Starting with the first line of the listing, quote each line exactly until and including the one with "const options = ['A、有形', 'B、逻辑', 'C、物质', 'D、消耗'];", leaving pictures out.

-------- INPUT ROWS --------

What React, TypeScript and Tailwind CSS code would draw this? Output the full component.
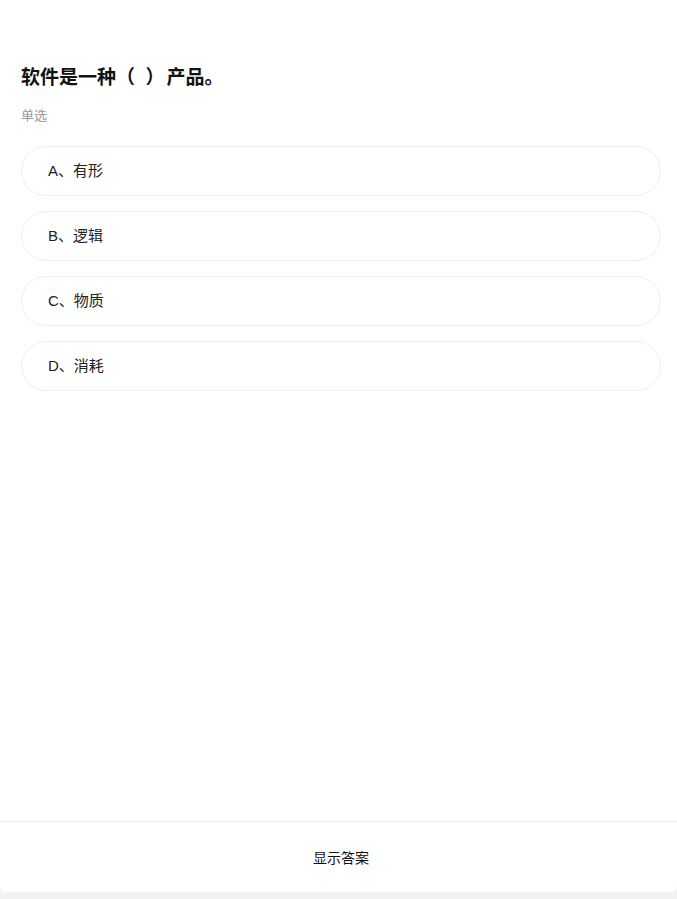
import React from 'react';

const options = ['A、有形', 'B、逻辑', 'C、物质', 'D、消耗'];

export default function App() {
  return (
    <div
      className="h-[899px] flex flex-col bg-[#f2f2f2]"
      style={{ fontFamily: '"Liberation Sans", "Noto Sans CJK SC", sans-serif' }}
    >
      <div className="h-[892px] flex flex-col bg-white rounded-b-[6px]">
        <div className="flex-1 pt-[65px]">
          <h1 className="px-[21px] text-[19px] leading-[26px] font-bold text-[#111] whitespace-pre">
            软件是一种（  ）<span className="ml-[2px]">产品。</span>
          </h1>
          <div className="px-[21px] mt-[17px] text-[13px] leading-[16px] text-[#999]">单选</div>
          <div className="mt-[22px] ml-[21px] mr-[16px] flex flex-col gap-[15px]">
            {options.map((o) => (
              <div
                key={o}
                className="h-[50px] flex items-center pl-[26px] rounded-full border border-[#efefef] text-[15px] text-[#222]"
              >
                {o}
              </div>
            ))}
          </div>
        </div>
        <div className="h-[71px] border-t border-[#efefef] flex items-center justify-center pt-[3px] pl-[5px] text-[14px] text-[#111]">
          显示答案
        </div>
      </div>
    </div>
  );
}
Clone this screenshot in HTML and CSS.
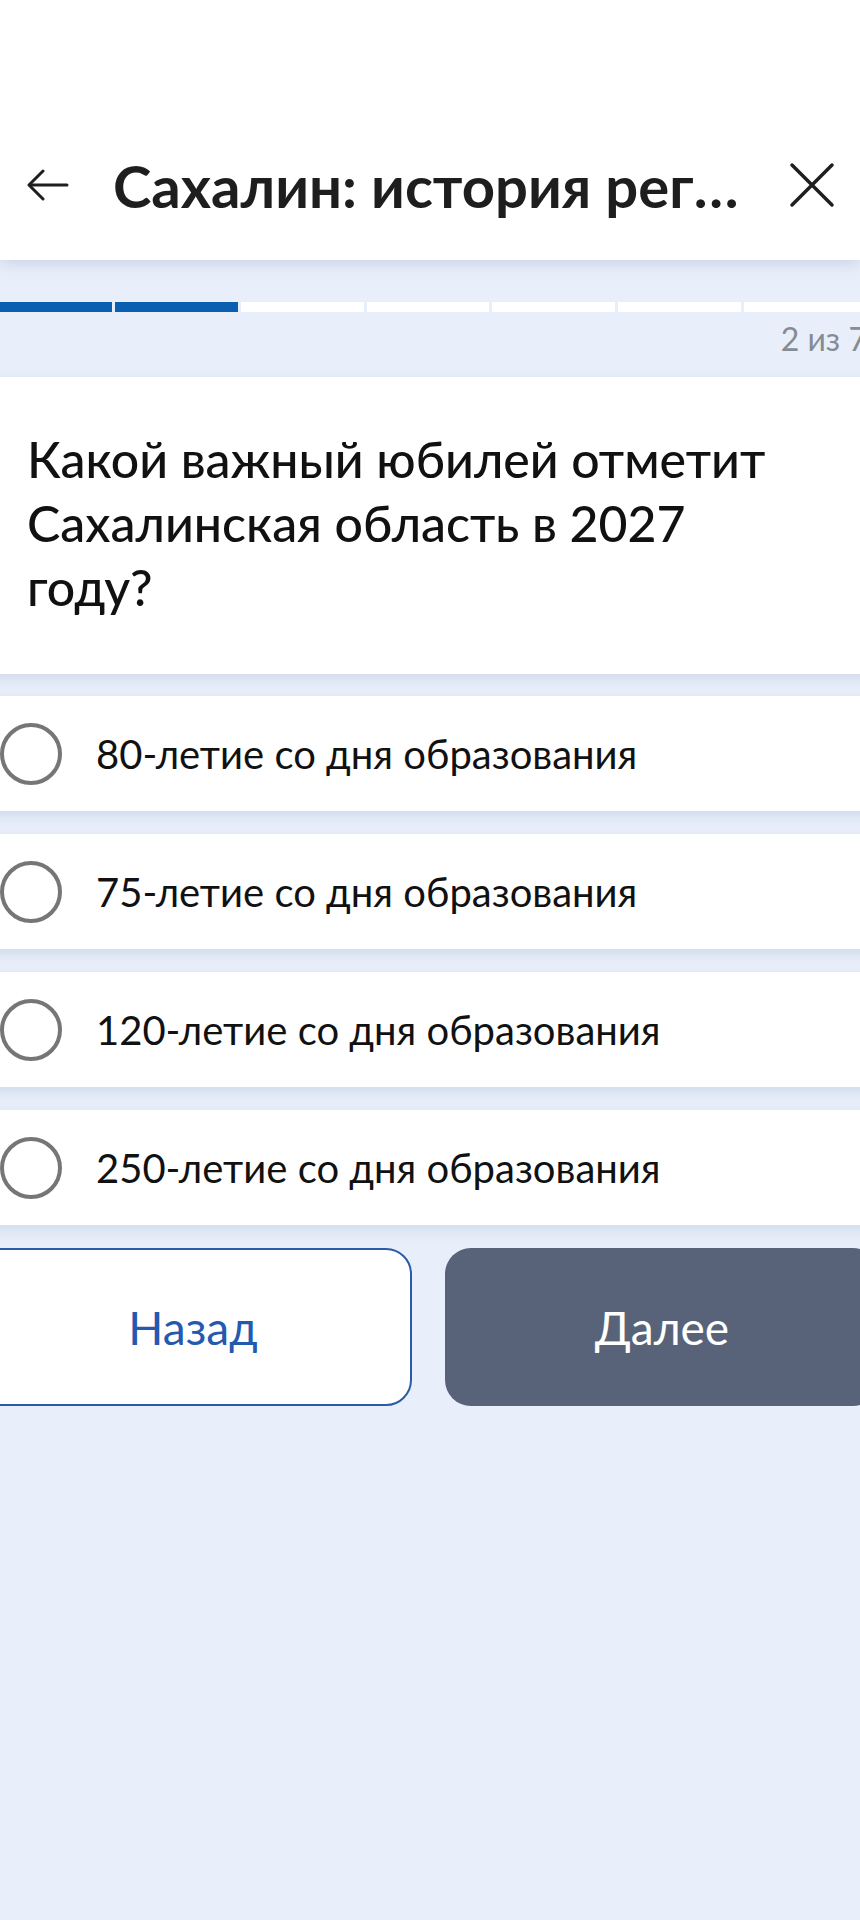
FILE: index.html
```html
<!DOCTYPE html>
<html lang="ru">
<head>
    <meta charset="UTF-8">
    <meta name="viewport" content="width=device-width, initial-scale=1.0">
    <title>Сахалин: история региона</title>
    <link rel="stylesheet" href="styles.css">
</head>
<body>
    <header class="topbar">
        <button class="icon-btn back" aria-label="Назад">
            <svg width="42" height="32" viewBox="0 0 42 32" fill="none" stroke="#1f1f1f" stroke-width="3" stroke-linecap="round" stroke-linejoin="round">
                <path d="M40 16H3"/>
                <path d="M16 2L2 16l14 14"/>
            </svg>
        </button>
        <h1 class="title">Сахалин: история региона</h1>
        <button class="icon-btn close" aria-label="Закрыть">
            <svg width="46" height="46" viewBox="0 0 46 46" fill="none" stroke="#1f1f1f" stroke-width="3.5" stroke-linecap="round">
                <path d="M3 3l40 40M43 3L3 43"/>
            </svg>
        </button>
    </header>

    <main class="quiz">
        <div class="progress">
            <div class="steps">
                <span class="step done"></span>
                <span class="step done"></span>
                <span class="step"></span>
                <span class="step"></span>
                <span class="step"></span>
                <span class="step"></span>
                <span class="step"></span>
            </div>
            <div class="counter">2 из 7</div>
        </div>

        <section class="question">
            <h2>Какой важный юбилей отметит Сахалинская область в 2027 году?</h2>
        </section>

        <ul class="answers">
            <li class="answer"><span class="radio"></span><span>80-летие со дня образования</span></li>
            <li class="answer"><span class="radio"></span><span>75-летие со дня образования</span></li>
            <li class="answer"><span class="radio"></span><span>120-летие со дня образования</span></li>
            <li class="answer"><span class="radio"></span><span>250-летие со дня образования</span></li>
        </ul>

        <div class="actions">
            <button class="btn btn-outline">Назад</button>
            <button class="btn btn-primary" disabled>Далее</button>
        </div>
    </main>
</body>
</html>
```

FILE: styles.css
```css
html, body {
    margin: 0;
    padding: 0;
    overflow-x: hidden;
}
body {
    min-height: 1920px;
    background-color: #e9effa;
    font-family: Lato, "Noto Sans", sans-serif;
    color: #111;
}

/* top bar */
.topbar {
    height: 150px;
    padding: 110px 25px 0 27px;
    background: #fff;
    display: flex;
    align-items: center;
    box-shadow: 0 4px 14px rgba(60, 90, 150, 0.18);
    position: relative;
    z-index: 2;
}
.icon-btn {
    background: none;
    border: none;
    padding: 0;
    display: flex;
    cursor: pointer;
}
.title {
    margin: 0 0 0 44px;
    width: 632px;
    font-size: 58px;
    font-weight: 700;
    color: #1e1e1e;
    white-space: nowrap;
    overflow: hidden;
    text-overflow: ellipsis;
}
.close {
    margin-left: auto;
}

/* content is a bit wider than the window */
.quiz {
    width: 905px;
    margin-left: -26px;
}

.progress {
    padding: 42px 12px 0 15px;
    height: 75px;
}
.steps {
    display: flex;
    gap: 3px;
}
.step {
    flex: 1;
    height: 10px;
    background: #fff;
}
.step.done {
    background: #0b5fb0;
}
.counter {
    margin-top: 7px;
    text-align: right;
    font-size: 32px;
    color: #868b95;
}

.question {
    background: #fff;
    padding: 50px 60px 55px 53px;
    box-shadow: 0 5px 12px rgba(60, 90, 150, 0.14);
}
.question h2 {
    margin: 0;
    font-size: 50px;
    font-weight: 500;
    line-height: 64px;
    color: #111;
}

.answers {
    list-style: none;
    margin: 22px 0 0;
    padding: 0;
    display: flex;
    flex-direction: column;
    gap: 23px;
}
.answer {
    height: 115px;
    background: #fff;
    display: flex;
    align-items: center;
    gap: 34px;
    padding-left: 26px;
    font-size: 40px;
    color: #111;
    box-shadow: 0 5px 12px rgba(60, 90, 150, 0.14);
}
.radio {
    width: 54px;
    height: 54px;
    border: 4px solid #767676;
    border-radius: 50%;
    flex-shrink: 0;
}

.actions {
    display: flex;
    gap: 33px;
    margin-top: 23px;
}
.btn {
    flex: 1;
    height: 158px;
    border-radius: 26px;
    font-family: Lato, "Noto Sans", sans-serif;
    font-size: 46px;
    cursor: pointer;
}
.btn-outline {
    background: #fff;
    border: 2px solid #2a5ba6;
    color: #2459b0;
}
.btn-primary {
    background: #586379;
    border: none;
    color: #fff;
}
```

--------

■ **WORKED ANSWER**:
What React, TypeScript and Tailwind CSS code would draw this? Output the full component.
import React from 'react';

const options = ['A、有形', 'B、逻辑', 'C、物质', 'D、消耗'];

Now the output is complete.